The main source of statistics on employment by sector is business surveys rather than the APS, however, the APS allows a comparison of detailed characteristics of people who self-report that they are employed in these sectors. This shows:

  • Young people (16 to 24) make up a comparatively high concentration of the workforce in: "Accommodation and Food Services"; and "Wholesale, Retail, Repair of Vehicles" while workers aged 50 and over make up a comparatively high concentration of the workforce in "Agriculture, Forestry and Fishing"; and "Transport and Storage".
  • Workers with long-term conditions (including cardiovascular, respiratory, diabetes, and progressive illness) make up a comparatively high concentration of the workforce in: "Transport and Storage"; and "Water Supply, Sewage, Waste".

Type of Employment

  • 1,957,000 people were in full-time employment in 2019 and 703,900 were in part-time employment.
  • 329,600 people in employment were self-employed, the highest level since the series began.

Skills

  • 11.6 per cent (388,200) of the population in Scotland aged 16 to 64 have low or no qualifications (SCQF Level 4 or below).
  • 37.2 per cent (814,000) of workers in Scotland aged 25 to 64 in 2019 were graduates (SCQF Level 9+), the highest on record.

Unemployment

  • In 2019, 95,800 people (aged 16 and over) were unemployed in Scotland.
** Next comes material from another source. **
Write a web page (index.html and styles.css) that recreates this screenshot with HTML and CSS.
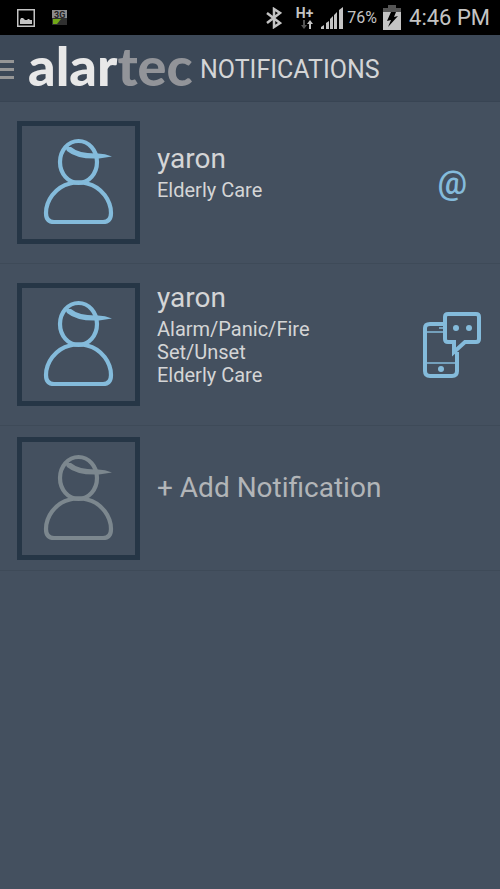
FILE: index.html
```html
<!DOCTYPE html>
<html lang="en">
<head>
<meta charset="utf-8">
<meta name="viewport" content="width=device-width, initial-scale=1">
<title>Notifications</title>
<link rel="stylesheet" href="styles.css">
</head>
<body>
<svg class="symbols" aria-hidden="true">
  <symbol id="person" viewBox="0 0 72 88">
    <g fill="none" stroke="currentColor" stroke-width="4.200">
      <ellipse cx="35.500" cy="24" rx="18.500" ry="21"/>
      <path d="M27 45.500C12 49 3 63 3 75Q3 84 11 84H60Q68 84 68 75C68 63 59 49 44 45.500Q35.500 43 27 45.500Z"/>
    </g>
    <path fill="currentColor" d="M22 9L28 9Q36 16 55 15.500Q62 15.500 69 18.500L56 20.500Q34 21.500 24 13Z"/>
  </symbol>
</svg>
<div class="status">
  <svg class="status-picture" width="18" height="18" viewBox="0 0 18 18" aria-hidden="true"><path fill="none" stroke="#c4c4c4" stroke-width="1.500" d="M.75.75H17.250V17.250H.75Z"/><path fill="#c4c4c4" d="M3 15V11L4 9H6L8 11H10L11 10H12L13 11H15V15Z"/></svg>
  <svg class="status-network" width="15" height="15" viewBox="0 0 15 15" aria-hidden="true"><path fill="#8c8c8c" d="M0 0H15V8H0Z"/><path fill="#303030" d="M0 8H15V15H0Z"/><path fill="#72a818" d="M1 9H9L5 14H1Z"/><text x="2" y="8" class="network-label">3G</text></svg>
  <svg class="status-bluetooth" width="16" height="22" viewBox="0 0 16 22" aria-hidden="true"><path fill="none" stroke="#c4c4c4" stroke-width="2.500" d="M1 6L14 16L8 20V2L14 6L1 16"/></svg>
  <span class="data"><b>H+</b><svg width="12" height="9" viewBox="0 0 12 9" aria-hidden="true"><path fill="#555" d="M2 0H4V5H6L3 9L0 5H2Z"/><path fill="#c4c4c4" d="M8 9H10V4H12L9 0L6 4H8Z"/></svg></span>
  <svg class="status-signal" width="22" height="22" viewBox="0 0 22 22" aria-hidden="true"><path fill="#c4c4c4" d="M0 22V20L3 18V22ZM5 22V16L8 14V22ZM9 22V12L12 9V22ZM13 22V8L16 5V22ZM18 22V3L22 0V22Z"/></svg>
  <span class="percent">76%</span>
  <svg class="status-battery" width="18" height="25" viewBox="0 0 18 25" aria-hidden="true"><path fill="#555" d="M5 0H13V3H18V7H0V3H5Z"/><path fill="#c4c4c4" d="M0 7H18V25H0Z"/><path fill="#000" d="M8 7H13L11 12L15 11L5 22L8 15L4 16Z"/></svg>
  <time>4:46 PM</time>
</div>
<header class="topbar">
  <button class="menu" type="button" aria-label="Menu"><span></span><span></span><span></span></button>
  <span class="brand">alar<span class="brand-tail">tec</span></span>
  <h1>NOTIFICATIONS</h1>
</header>
<main>
  <ul class="list">
    <li class="row">
      <span class="avatar"><svg aria-hidden="true"><use href="#person"/></svg></span>
      <div class="details"><h2>yaron</h2><p>Elderly Care</p></div>
      <span class="channel at">@</span>
    </li>
    <li class="row">
      <span class="avatar"><svg aria-hidden="true"><use href="#person"/></svg></span>
      <div class="details"><h2>yaron</h2><p>Alarm/Panic/Fire</p><p>Set/Unset</p><p>Elderly Care</p></div>
      <svg class="channel" width="58" height="66" viewBox="0 0 58 66" role="img" aria-label="Text message">
        <g fill="none" stroke="#84bbdb" stroke-width="4">
          <path d="M21 12H7Q2 12 2 16V59Q2 64 7 64H29Q34 64 34 59V40"/>
          <path d="M25 2H53Q56 2 56 5V27Q56 30 53 30H42L31 40V30H25Q22 30 22 27V5Q22 2 25 2Z"/>
        </g>
        <path stroke="#84bbdb" stroke-width="1.500" d="M2 20H21M2 51H34M16 16H21"/>
        <g fill="#84bbdb"><circle cx="33" cy="16" r="3"/><circle cx="46" cy="16" r="3"/><circle cx="18" cy="57" r="3"/></g>
      </svg>
    </li>
    <li>
      <button class="row add" type="button">
        <span class="avatar"><svg aria-hidden="true"><use href="#person"/></svg></span>
        <span class="details">+ Add Notification</span>
      </button>
    </li>
  </ul>
</main>
</body>
</html>
```
FILE: styles.css
```css
* { box-sizing: border-box; }
body {
  margin: 0;
  min-height: 100vh;
  background: #44505f;
  color: #d4d5d6;
  font-family: Roboto, "Liberation Sans", sans-serif;
}
h1, h2, p, ul { margin: 0; padding: 0; font-weight: 400; }
button { border: 0; background: none; color: inherit; font: inherit; }
.symbols { display: none; }
.status {
  display: flex;
  align-items: center;
  height: 35px;
  padding: 0 10px 0 17px;
  background: #000;
  color: #c4c4c4;
}
.status-network { margin-left: 17px; }
.network-label { font: bold 9px Roboto, sans-serif; fill: #222; }
.status-bluetooth { margin-left: auto; }
.data {
  display: flex;
  flex-direction: column;
  align-items: center;
  margin-left: 14px;
  font-size: 14px;
  line-height: 14px;
}
.data svg { margin-left: 4px; }
.status-signal { margin-left: 8px; }
.percent { margin-left: 4px; font-size: 16px; }
.status-battery { margin: 0 8px 0 6px; }
.status time { font-size: 22px; }
.topbar {
  display: flex;
  align-items: center;
  height: 67px;
  padding-top: 2px;
  background: #3c4857;
  border-bottom: 1px solid #384453;
}
.menu {
  display: flex;
  flex-direction: column;
  gap: 5px;
  width: 14px;
  padding: 0;
}
.menu span { height: 3px; background: #969696; }
.brand {
  width: 172px;
  margin-left: 14px;
  color: #e8e8e8;
  font-family: Lato, sans-serif;
  font-size: 54px;
  font-weight: 900;
  line-height: 54px;
  padding-bottom: 6px;
}
.brand-tail { color: #929499; }
.topbar h1 { font-size: 25px; }
.list { list-style: none; }
.row {
  display: flex;
  align-items: center;
  gap: 17px;
  width: 100%;
  min-height: 162px;
  padding: 0 19px 0 17px;
  border-bottom: 1px solid #3e4a58;
  text-align: left;
}
.avatar {
  display: flex;
  justify-content: center;
  flex: none;
  width: 123px;
  height: 123px;
  padding-top: 12px;
  border: 5px solid #263646;
  color: #84bbdb;
}
.avatar svg { width: 72px; height: 88px; }
.details { flex: 1; padding-bottom: 22px; }
.details h2 { margin-bottom: 4px; font-size: 28px; line-height: 33px; }
.details p { font-size: 20px; line-height: 23px; }
.channel { flex: none; }
.at {
  padding-right: 14px;
  color: #84bbdb;
  font-size: 33px;
  font-weight: 500;
  line-height: 40px;
}
.add {
  min-height: 145px;
  color: #b2b5b8;
  font-size: 28px;
  line-height: 33px;
}
.add .avatar { color: #7c878e; }
```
The rate decreased to 3.5 below the UK rate of 3.9 per cent.
  • Since 2009, model-based unemployment rates have decreased in all 32 local authorities.
  • 41.8 per cent of unemployed people in Scotland have been unemployed for 6 months or more.
  • 8.6 per cent of people aged 16 to 19 were not in employment, education or training (NEET) in 2019, almost the same as in 2018 and a decrease of 4.6 percentage points from the peak in 2010* (13.2 per cent).

Economic Inactivity

  • Over 53.7 per cent of the 773,000 economically inactive people (16 to 64) in Scotland were inactive because they were long-term sick or students in education. Increases in the level of inactivity since 2009 have been driven by increases in the number of students and the "other**" category.
  • The inactivity rate for those aged 16 to 64 in Scotland in 2019 was 22.5 per cent, higher than the UK rate of 21.2 per cent.
  • Since 2009, economic activity rates have increased for those aged 16 to 24 and decreased for those aged 50 to 64.
  • Economic inactivity rates were highest in Glasgow City, Inverclyde, and Dundee City.
  • 20.4 per cent (157,800) of economically inactive(16 to 64) would like to work, the lowest percentage since the series began in 2004.
  • 148,500 people aged 16 and over have never worked (excluding students aged 16 to 24 years in full-time education).

Note:

1. All statistics, charts and tables presented in this publication are sourced from the Annual Population Survey January-December datasets produced by the Office for National Statistics (ONS).

2. Map data: Reproduced by permission of Ordnance Survey on behalf of HMSO. © Crown copyright and database right 2020. All rights reserved. Ordnance Survey Licence number 100024655.

* Statistically Significant.

** "Other" reasons for inactivity include: "Other", "No reason given", and "Waiting on the result of a job application".